= Bill Vernon =

American radio DJ

Bill Vernon (July 4, 1937 - November 20, 1996) was an American radio DJ

He was born in Brooklyn, New York City. In his early teens he became enamoured with Bluegrass music and publicized and promoted that genre in many ways. He was a DJ in New York, New Jersey, and Virginia; he wrote liner notes for around a hundred recordings. In 1973 he moved to Rocky Mount, Virginia. In 1994 and in 1998 he received the International Bluegrass Music Association's award for best liner notes, and that organization's certificate of merit in 1988. He compiled the country music chart for Billboard magazine. He MC'd at many a bluegrass performance or festival, including Bill Monroe's Bean Blossom Festival in Indiana, and festivals of Ralph Stanley and Carlton Haney.

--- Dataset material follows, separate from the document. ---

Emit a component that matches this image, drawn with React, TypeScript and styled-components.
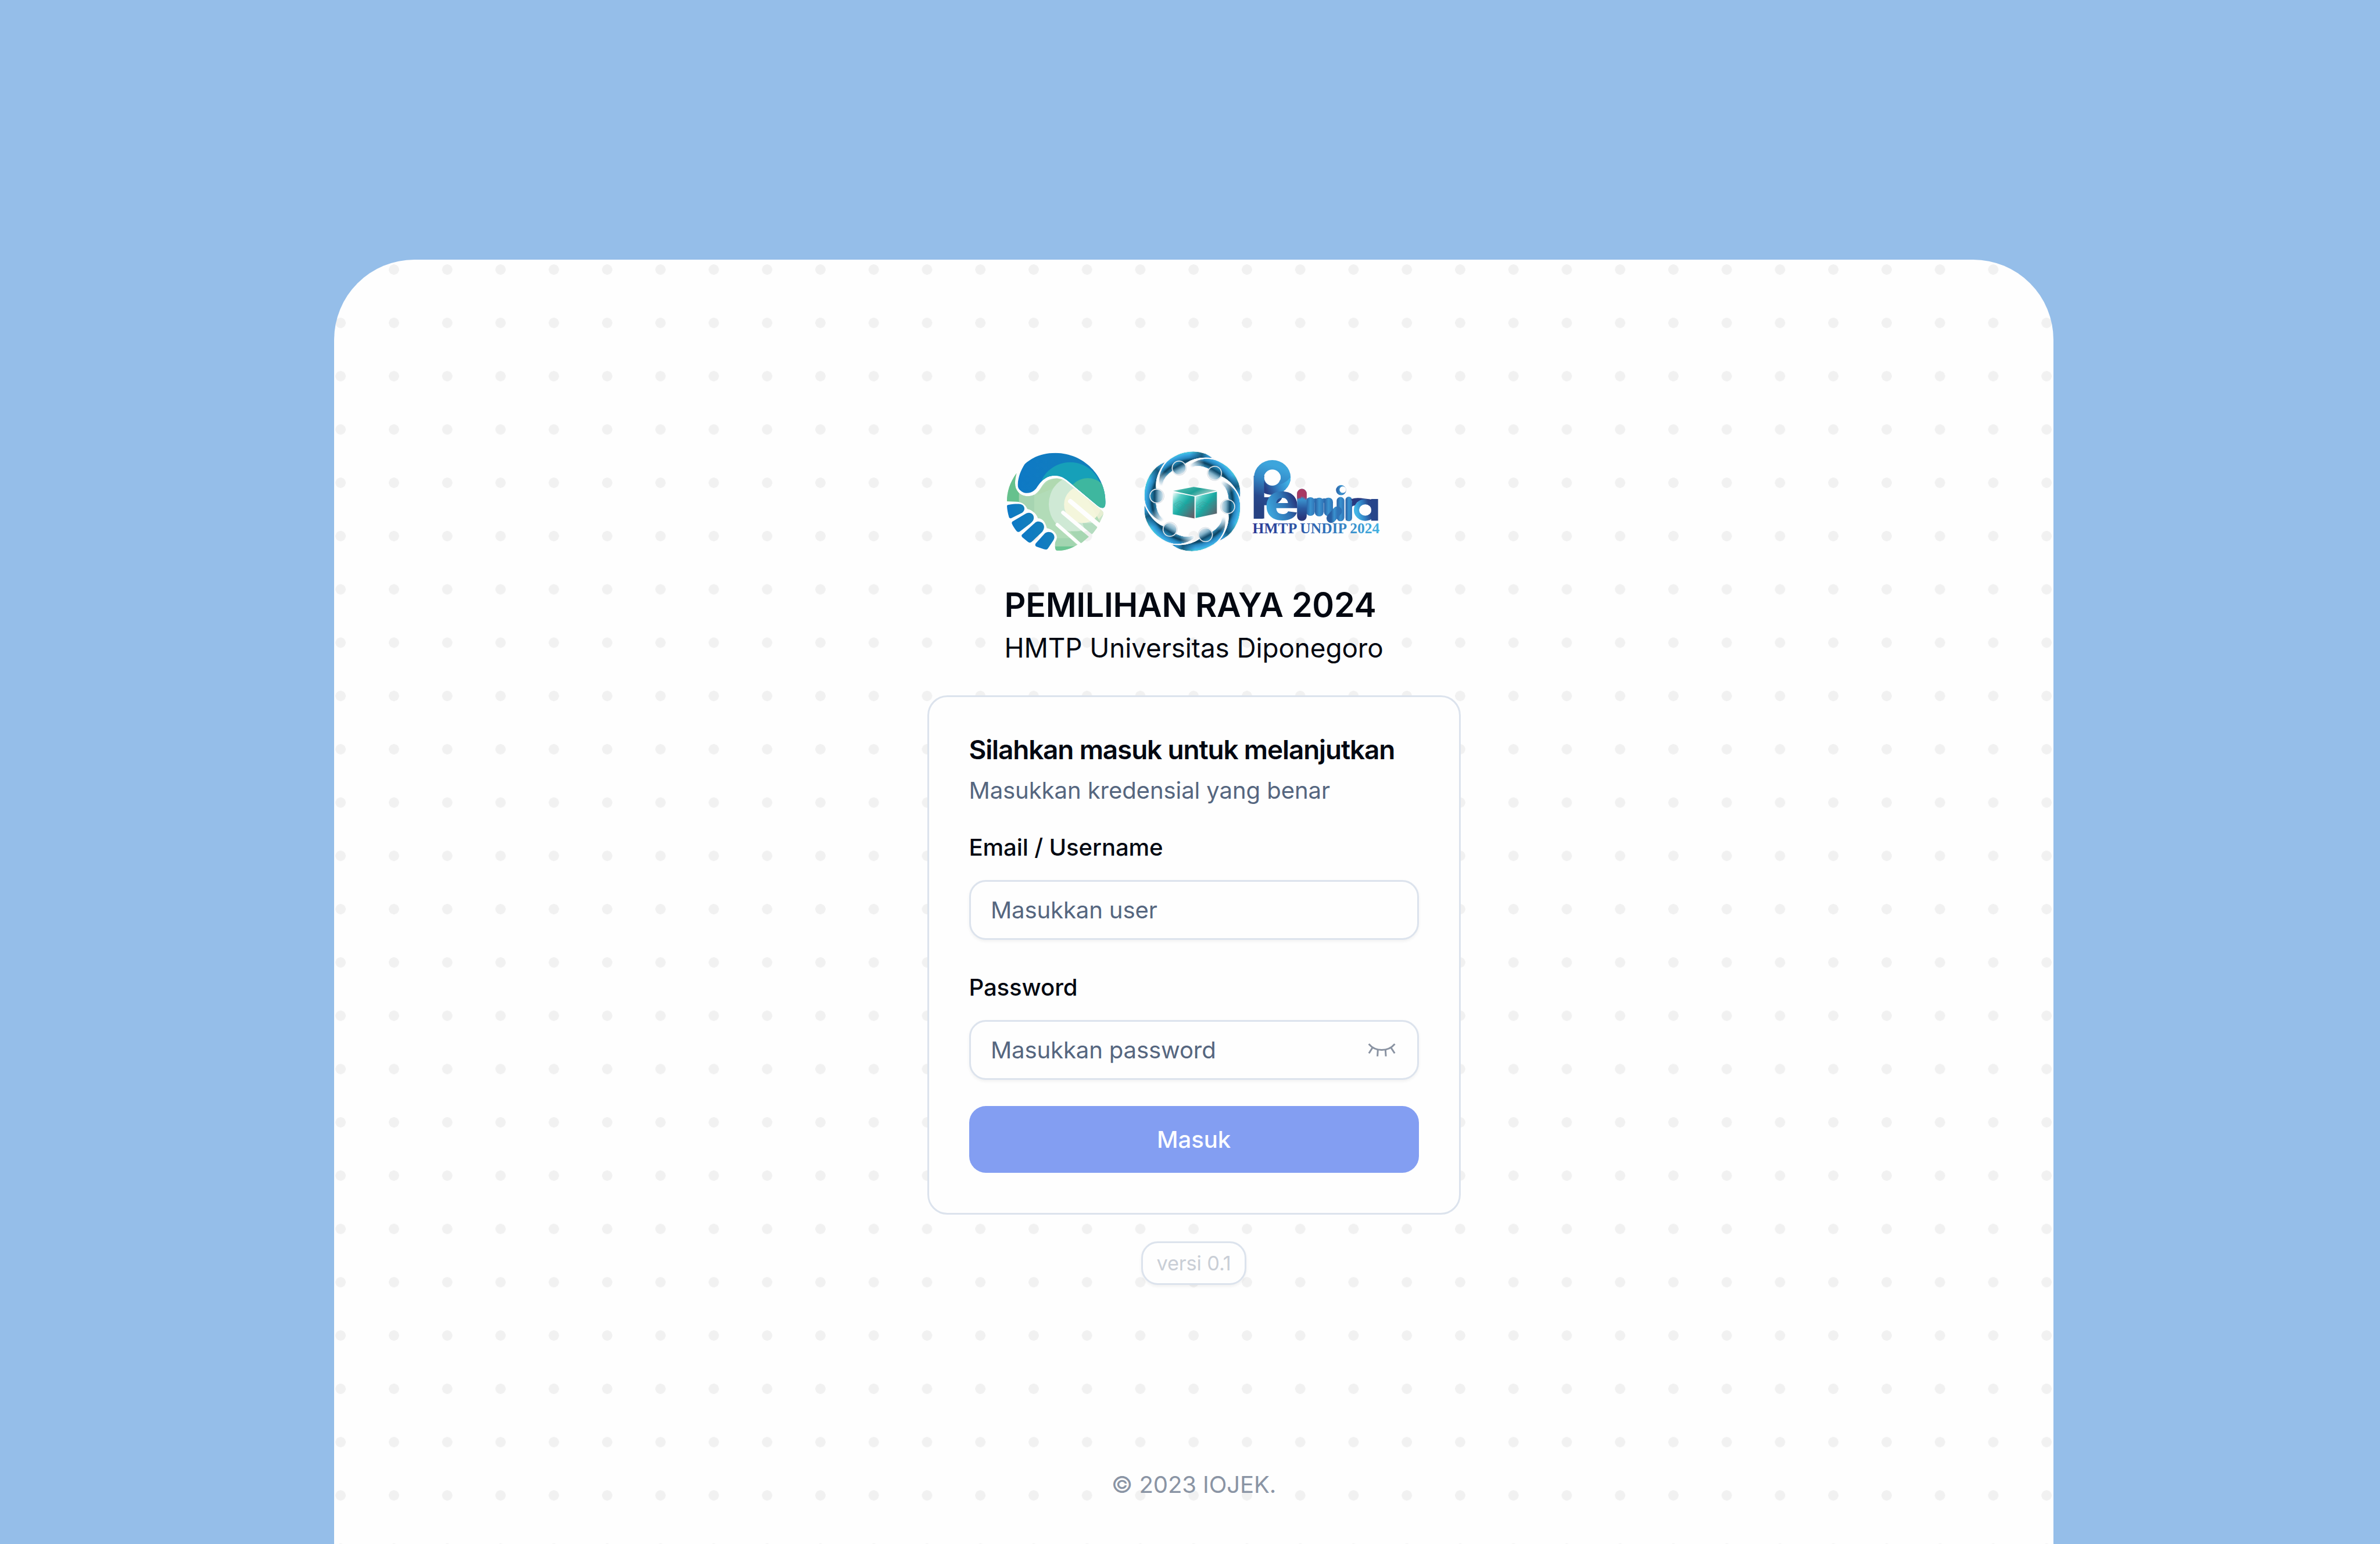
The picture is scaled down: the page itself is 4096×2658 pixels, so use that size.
import React from "react";
import styled, { createGlobalStyle } from "styled-components";

const sans = `Inter, "Noto Sans", "Liberation Sans", sans-serif`;

const GlobalStyle = createGlobalStyle`
  *, *::before, *::after { box-sizing: border-box; }
  html, body { margin: 0; padding: 0; }
  body {
    background: #95bee9;
    font-family: ${sans};
    color: #030811;
    overflow: hidden;
  }
`;

const Page = styled.div`
  height: 100vh;
  padding: 447px 0 0 575px;
  background: #95bee9;
  overflow: hidden;
`;

const Panel = styled.main`
  display: flex;
  flex-direction: column;
  align-items: center;
  width: 2959px;
  height: 100%;
  padding-top: 328px;
  border-radius: 138px 138px 0 0;
  background-color: #fefefe;
  background-image: radial-gradient(circle, #f1f1f1 8.5px, rgba(241, 241, 241, 0) 9px);
  background-size: 91.755px 91.755px;
  background-position: -34.7px -28.8px;
`;

const LogoRow = styled.div`
  display: flex;
  gap: 59px;
  height: 176.3px;
`;

const Mark = styled.svg<{ $w: number }>`
  display: block;
  width: ${(p) => p.$w}px;
  height: 176.3px;
  overflow: visible;
`;

const Heading = styled.header`
  display: flex;
  flex-direction: column;
  width: 652px;
  margin-top: 50px;
`;

const Title = styled.h1`
  margin: 0;
  font-size: 57.35px;
  line-height: 80px;
  font-weight: 600;
  letter-spacing: -0.28px;
  white-space: nowrap;
`;

const Subtitle = styled.p`
  margin: 0;
  font-size: 45.88px;
  line-height: 69px;
  letter-spacing: -0.12px;
  white-space: nowrap;
`;

const Card = styled.section`
  display: flex;
  flex-direction: column;
  width: 918px;
  height: 894px;
  margin-top: 47px;
  padding: 68px 69px;
  border: 3px solid #dce3ed;
  border-radius: 34.4px;
  background: #fefefe;
`;

const CardTitle = styled.h2`
  margin: 0;
  font-size: 45.88px;
  line-height: 46px;
  font-weight: 600;
  letter-spacing: -1.13px;
  white-space: nowrap;
`;

const CardText = styled.p`
  margin: 18px 0 0;
  font-size: 40.14px;
  line-height: 57px;
  letter-spacing: -0.12px;
  color: #55667f;
`;

const Field = styled.div<{ $gap: number }>`
  display: flex;
  flex-direction: column;
  gap: 36px;
  margin-top: ${(p) => p.$gap}px;
`;

const Label = styled.label`
  font-size: 40.14px;
  line-height: 40px;
  font-weight: 500;
  letter-spacing: -0.13px;
`;

const InputBox = styled.div`
  display: flex;
  align-items: center;
  justify-content: space-between;
  height: 103px;
  padding: 0 37.4px 0 34.5px;
  border: 3px solid #dce3ed;
  border-radius: 28.7px;
  background: #fefefe;
  box-shadow: 0 2.9px 5.7px rgba(0, 0, 0, 0.05);
`;

const Input = styled.input`
  flex: 1;
  min-width: 0;
  padding: 0;
  border: 0;
  outline: 0;
  background: transparent;
  font-family: ${sans};
  font-size: 40.14px;
  line-height: 57px;
  letter-spacing: -0.16px;
  color: #030811;
  &::placeholder {
    color: #55667f;
    opacity: 1;
  }
`;

const EyeToggle = styled.button`
  display: flex;
  padding: 0;
  border: 0;
  background: transparent;
  color: #8a93a2;
`;

const Submit = styled.button`
  height: 115px;
  margin-top: 45px;
  padding: 0;
  border: 0;
  border-radius: 28.7px;
  background: #839ef2;
  color: #fcfdff;
  font-family: ${sans};
  font-size: 40.14px;
  font-weight: 500;
  letter-spacing: -0.1px;
`;

const Version = styled.div`
  display: flex;
  align-items: center;
  justify-content: center;
  width: 181px;
  height: 75px;
  margin-top: 46px;
  border: 3px solid #dce3ed;
  border-radius: 28.7px;
  background: #fefefe;
  box-shadow: 0 2.9px 5.7px rgba(0, 0, 0, 0.05);
  color: #c9ced6;
  font-size: 34.4px;
  letter-spacing: -0.15px;
  white-space: nowrap;
`;

const Footer = styled.footer`
  margin-top: 315px;
  font-size: 40.14px;
  line-height: 57px;
  letter-spacing: -0.15px;
  color: #8a94a4;
  white-space: nowrap;
`;

function HandshakeMark() {
  return (
    <Mark $w={170.4} viewBox="180 95 720 745">
      <defs>
        <clipPath id="hs-top">
          <path d="M310 195C370 140 450 114 535 115C740 118 895 280 897 470C897 500 890 514 876 515C862 516 850 508 840 500L615 312C580 283 540 272 490 285C440 300 415 340 395 370C370 405 325 415 295 400C270 385 258 370 258 345C262 290 280 240 310 195Z" />
        </clipPath>
        <clipPath id="hs-hand">
          <path d="M250 262C233 330 235 370 262 400C290 432 345 440 385 415C430 385 430 340 480 313C530 290 580 300 610 325L874 538C884 548 882 558 876 574L860 608L832 664L806 698L765 733L725 767L682 788C640 815 590 828 545 825C528 823 530 800 530 775C532 755 543 750 543 730C543 695 505 668 470 662C460 620 440 590 405 590C390 550 360 530 328 522C315 490 290 470 240 469L180 467C180 400 200 330 250 262Z" />
        </clipPath>
        <mask id="hs-slots" maskUnits="userSpaceOnUse" x="150" y="90" width="780" height="770">
          <rect x="150" y="90" width="780" height="770" fill="#fff" />
          <g stroke="#000" strokeLinecap="round" fill="none">
            <path d="M641 467L880 668" strokeWidth="34" />
            <path d="M588 549L810 735" strokeWidth="28" />
            <path d="M546 637L730 798" strokeWidth="25" />
          </g>
        </mask>
        <linearGradient id="hs-blue" x1="0" y1="0" x2="1" y2="0">
          <stop offset="0" stopColor="#0d78c6" />
          <stop offset="1" stopColor="#1480ba" />
        </linearGradient>
      </defs>
      <g clipPath="url(#hs-top)">
        <rect x="180" y="95" width="720" height="430" fill="url(#hs-blue)" />
        <ellipse cx="640" cy="400" rx="226" ry="217" fill="#16a0b9" />
        <ellipse cx="768" cy="448" rx="150" ry="150" fill="#3eb79f" />
      </g>
      <g mask="url(#hs-slots)">
        <g clipPath="url(#hs-hand)">
          <rect x="170" y="250" width="730" height="600" fill="#b2dcb8" />
          <rect x="170" y="250" width="98" height="240" fill="#66c18d" />
          <rect x="268" y="250" width="110" height="300" fill="#a6d4b1" />
          <path d="M400 420C430 360 470 320 540 300L600 310L500 380Z" fill="#b0d9b0" />
          <ellipse cx="665" cy="488" rx="181" ry="200" fill="#cfe9d5" />
          <ellipse cx="730" cy="490" rx="135" ry="135" fill="#f4f6dc" />
          <path d="M700 340L900 500V570L860 620Z" fill="#f2f3da" opacity="0.8" />
          <path d="M845 600L880 560V600L860 620Z" fill="#c5e4c8" />
          <path d="M730 625H850L800 710L740 660Z" fill="#b4dcc0" />
          <path d="M640 685H770L780 740L720 780Z" fill="#a6d6b2" />
          <path d="M520 735H640L700 800H520Z" fill="#a2d5b0" />
          <rect x="520" y="795" width="170" height="40" fill="#6bc592" />
        </g>
      </g>
      <g fill="url(#hs-blue)">
        <path d="M180 502C180 495 184 493 192 492C230 486 260 485 280 488C312 495 316 535 290 550L214 588C203 593 196 589 194 580C186 552 181 525 180 502Z" />
        <path d="M222 613L320 555C350 540 375 560 375 585C375 605 365 615 350 628L275 686C266 693 258 691 250 683C235 665 224 648 216 630C214 622 216 617 222 613Z" />
        <path d="M290 709L385 622C410 603 450 620 450 655C448 675 440 685 430 695L360 762C351 770 341 769 332 762L292 729C285 722 285 715 290 709Z" />
        <path d="M390 772L455 700C475 680 525 688 525 730C523 745 515 755 508 765L480 807C472 819 464 820 450 816L400 799C385 793 382 783 390 772Z" />
      </g>
    </Mark>
  );
}

const RING = [0, 60, 120, 180, 240, 300];

function Glyph(p: { ch: string; x: number; y: number; size: number; sx: number; fill: string }) {
  return (
    <text
      transform={`translate(${p.x} ${p.y}) scale(${p.sx} 1)`}
      fontFamily="Inter, sans-serif"
      fontWeight={800}
      fontSize={p.size}
      fill={p.fill}
    >
      {p.ch}
    </text>
  );
}

function PemiraMark() {
  return (
    <Mark $w={414.2} viewBox="100 95 1750 745">
      <defs>
        <radialGradient id="pm-body" gradientUnits="userSpaceOnUse" cx="10" cy="5" r="372">
          <stop offset="0.62" stopColor="#d3e1e9" />
          <stop offset="0.68" stopColor="#5f9bba" />
          <stop offset="0.75" stopColor="#2b7da6" />
          <stop offset="0.815" stopColor="#0b415f" />
          <stop offset="0.87" stopColor="#2585bd" />
          <stop offset="0.93" stopColor="#38a5e2" />
          <stop offset="1" stopColor="#48d5dc" />
        </radialGradient>
        <linearGradient id="pm-end" gradientUnits="userSpaceOnUse" x1="-20" y1="-345" x2="155" y2="-312">
          <stop offset="0" stopColor="#0b4668" stopOpacity="0" />
          <stop offset="0.5" stopColor="#083a56" stopOpacity="0.7" />
          <stop offset="0.8" stopColor="#2b8fcb" stopOpacity="0.6" />
          <stop offset="1" stopColor="#0c4c72" />
        </linearGradient>
        <linearGradient id="pm-tip" gradientUnits="userSpaceOnUse" x1="-228" y1="-115" x2="-195" y2="-215">
          <stop offset="0" stopColor="#f4f7fa" />
          <stop offset="1" stopColor="#f4f7fa" stopOpacity="0" />
        </linearGradient>
        <linearGradient id="pm-head" gradientUnits="userSpaceOnUse" x1="-125" y1="-290" x2="-70" y2="-190">
          <stop offset="0" stopColor="#2b9ed0" />
          <stop offset="0.35" stopColor="#0f4a6c" />
          <stop offset="0.6" stopColor="#7fb0c8" />
          <stop offset="1" stopColor="#f4f7fa" />
        </linearGradient>
        <linearGradient id="pm-top" x1="0" y1="0" x2="1" y2="0.4">
          <stop offset="0" stopColor="#d5f3ef" />
          <stop offset="0.3" stopColor="#3fb3a6" />
          <stop offset="0.6" stopColor="#1fa097" />
          <stop offset="1" stopColor="#a9cfc9" />
        </linearGradient>
        <linearGradient id="pm-left" x1="0" y1="0" x2="1" y2="1">
          <stop offset="0.02" stopColor="#f2fbfa" />
          <stop offset="0.25" stopColor="#55cdc4" />
          <stop offset="0.5" stopColor="#1aa9a2" />
          <stop offset="0.75" stopColor="#467c80" />
          <stop offset="1" stopColor="#6a5560" />
        </linearGradient>
        <linearGradient id="pm-p" gradientUnits="userSpaceOnUse" x1="1080" y1="210" x2="985" y2="520">
          <stop offset="0" stopColor="#3da5dc" />
          <stop offset="0.35" stopColor="#3386c5" />
          <stop offset="0.75" stopColor="#27498d" />
          <stop offset="1" stopColor="#264282" />
        </linearGradient>
        <linearGradient id="pm-fold" gradientUnits="userSpaceOnUse" x1="1180" y1="330" x2="1020" y2="400">
          <stop offset="0" stopColor="#3fb2e6" />
          <stop offset="0.45" stopColor="#3387c8" />
          <stop offset="1" stopColor="#283f86" />
        </linearGradient>
        <linearGradient id="pm-e" x1="0.1" y1="0.8" x2="0.9" y2="0.25">
          <stop offset="0.1" stopColor="#3da5dc" />
          <stop offset="0.55" stopColor="#2f74b5" />
          <stop offset="0.85" stopColor="#27397f" />
        </linearGradient>
        <linearGradient id="pm-v" x1="0" y1="0" x2="0" y2="1">
          <stop offset="0.35" stopColor="#3b8fcb" />
          <stop offset="0.6" stopColor="#2a5ca3" />
          <stop offset="0.9" stopColor="#29377c" />
        </linearGradient>
        <linearGradient id="pm-h" x1="0" y1="0" x2="1" y2="0">
          <stop offset="0" stopColor="#285fa3" />
          <stop offset="0.5" stopColor="#3a92cf" />
          <stop offset="1" stopColor="#2f73b6" />
        </linearGradient>
        <linearGradient id="pm-a" x1="0" y1="0.6" x2="1" y2="0.4">
          <stop offset="0" stopColor="#43b5e6" />
          <stop offset="0.45" stopColor="#2f78bd" />
          <stop offset="0.75" stopColor="#28478c" />
        </linearGradient>
        <linearGradient id="pm-cap" gradientUnits="userSpaceOnUse" x1="918" y1="0" x2="1842" y2="0">
          <stop offset="0" stopColor="#2b3a94" />
          <stop offset="0.35" stopColor="#2c55a6" />
          <stop offset="0.7" stopColor="#3583c4" />
          <stop offset="1" stopColor="#43b2e2" />
        </linearGradient>
        <clipPath id="pm-bowlclip">
          <ellipse cx="1062" cy="293" rx="133" ry="126" />
        </clipPath>
      </defs>

      <g transform="translate(480 467)">
        {RING.map((a) => (
          <g key={a} transform={`rotate(${a})`}>
            {["url(#pm-body)", "url(#pm-end)", "url(#pm-tip)"].map((fill) => (
              <path
                key={fill}
                d="M-242 -130C-250 -200 -219 -285 -130 -330C-50 -375 70 -385 155 -312C70 -322 5 -312 -45 -275C-75 -250 -110 -235 -140 -222C-180 -195 -206 -165 -214 -128C-218 -110 -239 -112 -242 -130Z"
                fill={fill}
                stroke="#f6f8fa"
                strokeWidth="5"
              />
            ))}
            <circle cx="-96" cy="-243" r="50" fill="url(#pm-head)" stroke="#f3f3f5" strokeWidth="6" />
            <circle cx="-96" cy="-243" r="54" fill="none" stroke="#9fb3c0" strokeWidth="1.5" />
          </g>
        ))}
      </g>

      <path d="M340 391L490 362L658 389L500 427Z" fill="url(#pm-top)" />
      <path d="M338 401L496 432V592L338 561Z" fill="url(#pm-left)" />
      <path d="M504 432L659 397V556L504 588Z" fill="url(#pm-left)" />
      <g fill="none" stroke="#4f7f82" strokeWidth="3" opacity="0.55">
        <path d="M345 490L390 465L430 495L490 480M345 495L395 530L430 500L490 515M365 495L390 480L412 498L390 515Z" />
        <path d="M512 500L555 470L600 490L655 465M512 520L560 528L600 498L655 495M530 505L555 485L580 498L556 515Z" />
      </g>

      <Glyph ch="P" x={905} y={592} size={430} sx={0.9} fill="#27498d" />
      <rect x="928" y="290" width="75" height="302" fill="url(#pm-p)" />
      <ellipse cx="1062" cy="293" rx="97" ry="90" fill="none" stroke="url(#pm-p)" strokeWidth="72" />
      <g clipPath="url(#pm-bowlclip)">
        <path d="M1002 315C1020 350 1060 365 1090 352C1140 340 1185 320 1200 275V430H1002Z" fill="url(#pm-fold)" />
      </g>
      <circle cx="1062" cy="294" r="59" fill="#fefefe" />

      <Glyph ch="e" x={1005} y={602} size={376} sx={1.12} fill="url(#pm-e)" />

      <Glyph ch="m" x={1300} y={560} size={205} sx={1} fill="#2f73b6" />
      <rect x="1307" y="437" width="64" height="136" rx="31" fill="url(#pm-h)" />
      <rect x="1371" y="440" width="64" height="137" rx="31" fill="url(#pm-h)" />
      <rect x="1437" y="440" width="66" height="134" rx="32" fill="url(#pm-h)" />
      <rect x="1242" y="376" width="70" height="234" rx="35" fill="url(#pm-v)" />
      <path d="M1242 456V411A35 35 0 0 1 1312 411V445L1304 458L1299 436L1292 452L1286 430L1278 446L1272 430L1266 450L1258 440L1252 452L1248 442Z" fill="#a93a63" />

      <rect x="1530" y="435" width="56" height="177" rx="28" fill="url(#pm-h)" />
      <path d="M1535 538L1490 590" stroke="url(#pm-h)" strokeWidth="68" strokeLinecap="round" />
      <circle cx="1562" cy="386" r="37" fill="url(#pm-h)" />
      <circle cx="1575" cy="382" r="24" fill="#fefefe" />

      <Glyph ch="r" x={1584} y={606} size={268} sx={0.85} fill="#28397f" />
      <rect x="1594" y="433" width="48" height="179" rx="24" fill="url(#pm-h)" />
      <path d="M1642 466C1680 450 1720 464 1785 470" stroke="#28397f" strokeWidth="32" fill="none" />
      <ellipse cx="1738" cy="530" rx="64" ry="60" fill="none" stroke="url(#pm-a)" strokeWidth="38" />
      <rect x="1781" y="450" width="50" height="158" fill="#27458a" />

      <text
        x="918"
        y="699"
        fontFamily="'Liberation Serif', serif"
        fontWeight={700}
        fontSize="103"
        textLength="924"
        lengthAdjust="spacingAndGlyphs"
        fill="url(#pm-cap)"
      >
        HMTP UNDIP 2024
      </text>
    </Mark>
  );
}

const EyeSvg = styled.svg`
  display: block;
  width: 46.2px;
  height: 23px;
  overflow: visible;
`;

function ClosedEye() {
  return (
    <EyeSvg viewBox="143 100 195 97">
      <g fill="none" stroke="currentColor" strokeWidth="12.5">
        <path d="M146 105C195 163 285 163 335 105" />
        <path d="M174 130L147 173M212 146L209 195M267 146L270 195M306 130L334 173" />
      </g>
    </EyeSvg>
  );
}

export default function App() {
  return (
    <>
      <GlobalStyle />
      <Page>
        <Panel>
          <LogoRow>
            <HandshakeMark />
            <PemiraMark />
          </LogoRow>
          <Heading>
            <Title>PEMILIHAN RAYA 2024</Title>
            <Subtitle>HMTP Universitas Diponegoro</Subtitle>
          </Heading>
          <Card>
            <CardTitle>Silahkan masuk untuk melanjutkan</CardTitle>
            <CardText>Masukkan kredensial yang benar</CardText>
            <Field $gap={50}>
              <Label htmlFor="user">Email / Username</Label>
              <InputBox>
                <Input id="user" placeholder="Masukkan user" />
              </InputBox>
            </Field>
            <Field $gap={62}>
              <Label htmlFor="password">Password</Label>
              <InputBox>
                <Input id="password" type="password" placeholder="Masukkan password" />
                <EyeToggle type="button" aria-label="Password">
                  <ClosedEye />
                </EyeToggle>
              </InputBox>
            </Field>
            <Submit type="button">Masuk</Submit>
          </Card>
          <Version>versi 0.1</Version>
          <Footer>© 2023 IOJEK.</Footer>
        </Panel>
      </Page>
    </>
  );
}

He served as editor for Muleskinner News and wrote many articles on early bluegrass performers for that and other publications, including Bluegrass Unlimited.

In 2004, he was honored by being inducted into the International Bluegrass Music Museum's Hall of Fame. He died on November 20, 1996, in Rocky Mount.

==Quotes==
- “When I feel the best, I want to hear bluegrass, and when I feel the worst, I have to hear bluegrass."